* [EXERCISE BRIEF] Copy the lines below as they are; omit the images they contain.

=== DATA SECTION ===

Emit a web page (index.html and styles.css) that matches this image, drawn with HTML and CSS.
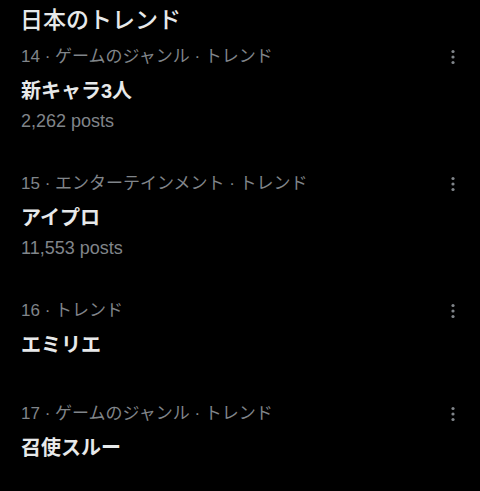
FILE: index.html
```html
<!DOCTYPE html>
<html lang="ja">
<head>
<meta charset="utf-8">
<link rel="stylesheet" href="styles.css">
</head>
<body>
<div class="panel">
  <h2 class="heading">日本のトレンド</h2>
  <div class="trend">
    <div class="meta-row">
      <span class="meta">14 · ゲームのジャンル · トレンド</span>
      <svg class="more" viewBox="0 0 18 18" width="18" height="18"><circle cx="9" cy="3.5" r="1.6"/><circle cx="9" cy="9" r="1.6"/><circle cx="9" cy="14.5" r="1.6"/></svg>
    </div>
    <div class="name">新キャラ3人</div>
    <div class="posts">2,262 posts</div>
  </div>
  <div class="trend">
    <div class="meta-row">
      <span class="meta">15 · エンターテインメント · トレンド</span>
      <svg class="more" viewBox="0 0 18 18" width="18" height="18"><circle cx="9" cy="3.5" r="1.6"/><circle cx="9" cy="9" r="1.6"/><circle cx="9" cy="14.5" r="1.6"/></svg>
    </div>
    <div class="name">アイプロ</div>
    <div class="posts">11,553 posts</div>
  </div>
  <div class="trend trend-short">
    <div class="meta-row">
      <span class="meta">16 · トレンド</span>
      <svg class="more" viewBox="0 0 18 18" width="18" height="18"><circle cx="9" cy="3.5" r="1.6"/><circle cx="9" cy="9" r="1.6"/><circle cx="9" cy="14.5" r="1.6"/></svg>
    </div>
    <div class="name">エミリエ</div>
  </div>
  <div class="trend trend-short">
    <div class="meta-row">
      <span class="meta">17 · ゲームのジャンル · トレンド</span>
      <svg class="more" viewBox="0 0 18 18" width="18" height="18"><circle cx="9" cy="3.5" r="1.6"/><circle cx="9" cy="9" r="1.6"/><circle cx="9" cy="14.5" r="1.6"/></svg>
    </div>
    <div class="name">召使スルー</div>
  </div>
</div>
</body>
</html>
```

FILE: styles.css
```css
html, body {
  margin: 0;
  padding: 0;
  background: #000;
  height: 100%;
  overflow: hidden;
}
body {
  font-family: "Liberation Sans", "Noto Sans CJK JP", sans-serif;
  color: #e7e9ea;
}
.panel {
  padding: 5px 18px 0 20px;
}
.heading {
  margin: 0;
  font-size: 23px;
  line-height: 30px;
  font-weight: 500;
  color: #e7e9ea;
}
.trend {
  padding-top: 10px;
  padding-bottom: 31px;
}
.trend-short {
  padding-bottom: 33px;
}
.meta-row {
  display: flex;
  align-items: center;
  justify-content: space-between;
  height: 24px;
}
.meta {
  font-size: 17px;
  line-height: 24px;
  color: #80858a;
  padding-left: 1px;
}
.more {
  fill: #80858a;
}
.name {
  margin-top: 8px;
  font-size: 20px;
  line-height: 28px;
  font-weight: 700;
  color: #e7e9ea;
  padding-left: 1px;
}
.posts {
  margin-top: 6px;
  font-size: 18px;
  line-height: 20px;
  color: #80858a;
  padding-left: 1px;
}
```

===

* [COMPLETE ANSWER]
Emit a web page (index.html and styles.css) that matches this image, drawn with HTML and CSS.
FILE: index.html
```html
<!DOCTYPE html>
<html lang="ja">
<head>
<meta charset="utf-8">
<link rel="stylesheet" href="styles.css">
</head>
<body>
<div class="panel">
  <h2 class="heading">日本のトレンド</h2>
  <div class="trend">
    <div class="meta-row">
      <span class="meta">14 · ゲームのジャンル · トレンド</span>
      <svg class="more" viewBox="0 0 18 18" width="18" height="18"><circle cx="9" cy="3.5" r="1.6"/><circle cx="9" cy="9" r="1.6"/><circle cx="9" cy="14.5" r="1.6"/></svg>
    </div>
    <div class="name">新キャラ3人</div>
    <div class="posts">2,262 posts</div>
  </div>
  <div class="trend">
    <div class="meta-row">
      <span class="meta">15 · エンターテインメント · トレンド</span>
      <svg class="more" viewBox="0 0 18 18" width="18" height="18"><circle cx="9" cy="3.5" r="1.6"/><circle cx="9" cy="9" r="1.6"/><circle cx="9" cy="14.5" r="1.6"/></svg>
    </div>
    <div class="name">アイプロ</div>
    <div class="posts">11,553 posts</div>
  </div>
  <div class="trend trend-short">
    <div class="meta-row">
      <span class="meta">16 · トレンド</span>
      <svg class="more" viewBox="0 0 18 18" width="18" height="18"><circle cx="9" cy="3.5" r="1.6"/><circle cx="9" cy="9" r="1.6"/><circle cx="9" cy="14.5" r="1.6"/></svg>
    </div>
    <div class="name">エミリエ</div>
  </div>
  <div class="trend trend-short">
    <div class="meta-row">
      <span class="meta">17 · ゲームのジャンル · トレンド</span>
      <svg class="more" viewBox="0 0 18 18" width="18" height="18"><circle cx="9" cy="3.5" r="1.6"/><circle cx="9" cy="9" r="1.6"/><circle cx="9" cy="14.5" r="1.6"/></svg>
    </div>
    <div class="name">召使スルー</div>
  </div>
</div>
</body>
</html>
```

FILE: styles.css
```css
html, body {
  margin: 0;
  padding: 0;
  background: #000;
  height: 100%;
  overflow: hidden;
}
body {
  font-family: "Liberation Sans", "Noto Sans CJK JP", sans-serif;
  color: #e7e9ea;
}
.panel {
  padding: 5px 18px 0 20px;
}
.heading {
  margin: 0;
  font-size: 23px;
  line-height: 30px;
  font-weight: 500;
  color: #e7e9ea;
}
.trend {
  padding-top: 10px;
  padding-bottom: 31px;
}
.trend-short {
  padding-bottom: 33px;
}
.meta-row {
  display: flex;
  align-items: center;
  justify-content: space-between;
  height: 24px;
}
.meta {
  font-size: 17px;
  line-height: 24px;
  color: #80858a;
  padding-left: 1px;
}
.more {
  fill: #80858a;
}
.name {
  margin-top: 8px;
  font-size: 20px;
  line-height: 28px;
  font-weight: 700;
  color: #e7e9ea;
  padding-left: 1px;
}
.posts {
  margin-top: 6px;
  font-size: 18px;
  line-height: 20px;
  color: #80858a;
  padding-left: 1px;
}
```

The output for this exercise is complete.